A la guerra le siguió el miedo. Luego el olvido. Y Cartagena perdió dos joyas únicas, no solo por su belleza sino por lo que significaban: una forma de entender la ciudad, el ocio, el verano, la vida.
Una llamada al corazón: recuperarlos es posible
Hoy, mientras la ciudad recupera fachadas modernistas, fortalezas, plazas y memoria, queda una deuda pendiente con el mar.
¿Por qué no imaginar nuevos balnearios en la bahía? No como réplicas exactas, sino como homenajes modernos a aquel espíritu. Tarimas de madera sobre el agua, sombrillas blancas, cafés con música suave, actividades culturales, baños al atardecer… Serían una puerta al pasado, pero también una apuesta de futuro: cultural, turística y emocional.

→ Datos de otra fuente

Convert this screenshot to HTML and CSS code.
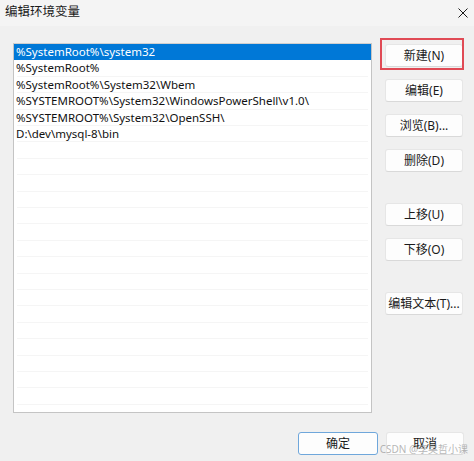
FILE: index.html
```html
<!DOCTYPE html>
<html lang="zh-CN">
<head>
<meta charset="utf-8">
<title>编辑环境变量</title>
<link rel="stylesheet" href="styles.css">
</head>
<body>
<div class="dialog">
  <div class="titlebar">
    <span class="title">编辑环境变量</span>
    <svg class="close" width="10" height="10" viewBox="0 0 10 10"><path d="M0.5 0.5 L9.5 9.5 M9.5 0.5 L0.5 9.5" stroke="#1a1a1a" stroke-width="1" fill="none"/></svg>
  </div>
  <div class="content">
    <div class="list">
      <div class="row selected">%SystemRoot%\system32</div>
      <div class="row">%SystemRoot%</div>
      <div class="row">%SystemRoot%\System32\Wbem</div>
      <div class="row">%SYSTEMROOT%\System32\WindowsPowerShell\v1.0\</div>
      <div class="row">%SYSTEMROOT%\System32\OpenSSH\</div>
      <div class="row">D:\dev\mysql-8\bin</div>
    </div>
    <div class="buttons">
      <button class="btn highlighted">新建(N)</button>
      <button class="btn">编辑(E)</button>
      <button class="btn">浏览(B)...</button>
      <button class="btn">删除(D)</button>
      <button class="btn group-start">上移(U)</button>
      <button class="btn">下移(O)</button>
      <button class="btn group-start">编辑文本(T)...</button>
    </div>
  </div>
  <div class="footer">
    <button class="btn primary">确定</button>
    <button class="btn">取消</button>
    <span class="watermark">CSDN @李昊哲小课</span>
  </div>
</div>
</body>
</html>
```

FILE: styles.css
```css
html, body {
  margin: 0;
  padding: 0;
}
body {
  background: #f0f0f0;
  font-family: "Noto Sans", "Noto Sans CJK SC", sans-serif;
  font-size: 12px;
  color: #1a1a1a;
}
.dialog {
  width: 474px;
  height: 461px;
  display: flex;
  flex-direction: column;
  position: relative;
  overflow: hidden;
}
.titlebar {
  height: 26px;
  display: flex;
  align-items: center;
  justify-content: space-between;
  padding: 0 6px 2px 5px;
  box-sizing: border-box;
  background: #f4f4f4;
}
.title {
  font-size: 12.5px;
  line-height: 16px;
  color: #1a1a1a;
}
.close {
  display: block;
  margin-top: 2px;
}
.content {
  display: flex;
  gap: 13px;
  padding: 17px 0 0 13px;
}
.list {
  width: 359px;
  height: 370px;
  box-sizing: border-box;
  border: 1px solid #c4c4c4;
  border-top-color: #cfcfcf;
  background-color: #ffffff;
  background-image: repeating-linear-gradient(to bottom, transparent 0, transparent 15.4px, #f5f5f5 15.4px, #f5f5f5 16.4px);
  background-size: calc(100% - 6px) 100%;
  background-position: 3px 0;
  background-repeat: no-repeat;
}
.row {
  height: 16.4px;
  line-height: 16.4px;
  padding-left: 2px;
  white-space: nowrap;
  font-size: 11.5px;
  color: #111;
}
.row.selected {
  background: #0078d7;
  color: #ffffff;
}
.buttons {
  display: flex;
  flex-direction: column;
  gap: 12px;
  padding-top: 1px;
  width: 78px;
}
.btn {
  font-family: "Noto Sans", "Noto Sans CJK SC", sans-serif;
  font-size: 12px;
  color: #1a1a1a;
  height: 23px;
  width: 78px;
  padding: 0;
  background: #fdfdfd;
  border: 1px solid #e6e6e6;
  border-bottom-color: #d9d9d9;
  border-radius: 3px;
  box-sizing: border-box;
  line-height: 20px;
  position: relative;
}
.btn.group-start {
  margin-top: 19px;
}
.btn.highlighted::after {
  content: "";
  position: absolute;
  left: -6px;
  right: -2px;
  top: -7px;
  bottom: -4px;
  border: 2px solid #e04a55;
}
.footer {
  display: flex;
  justify-content: flex-end;
  gap: 8px;
  padding: 19px 10px 0 0;
  position: relative;
}
.btn.primary {
  width: 80px;
  border: 1px solid #6fa7db;
  background: #fdfdfd;
}
.watermark {
  position: absolute;
  right: 6px;
  top: 30px;
  font-size: 10px;
  line-height: 12px;
  color: rgba(150, 150, 150, 0.7);
  white-space: nowrap;
}
```
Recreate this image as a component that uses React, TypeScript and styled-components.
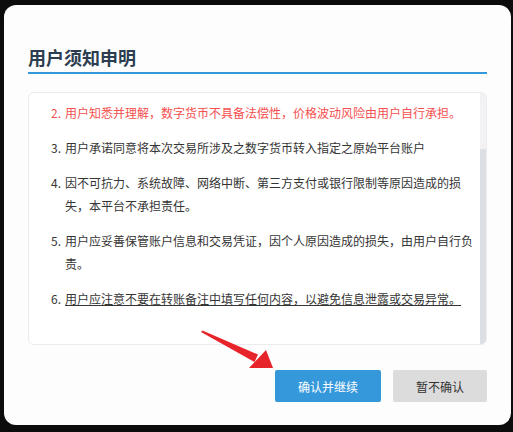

Cartagena lo merece. Y el Mediterráneo lo agradecería.
Epílogo de sal y esperanza
A veces, no hace falta inventar nada nuevo. Basta con mirar atrás y recordar lo que un día nos hizo felices. Los balnearios de San Bernardo y San Pedro fueron mucho más que estructuras sobre el agua: fueron parte del alma de Cartagena.
Hoy, en una ciudad que busca crecer sin perder su esencia, quizás ha llegado el momento de volver a levantar sus pies sobre el mar. Con orgullo. Con belleza. Con historia.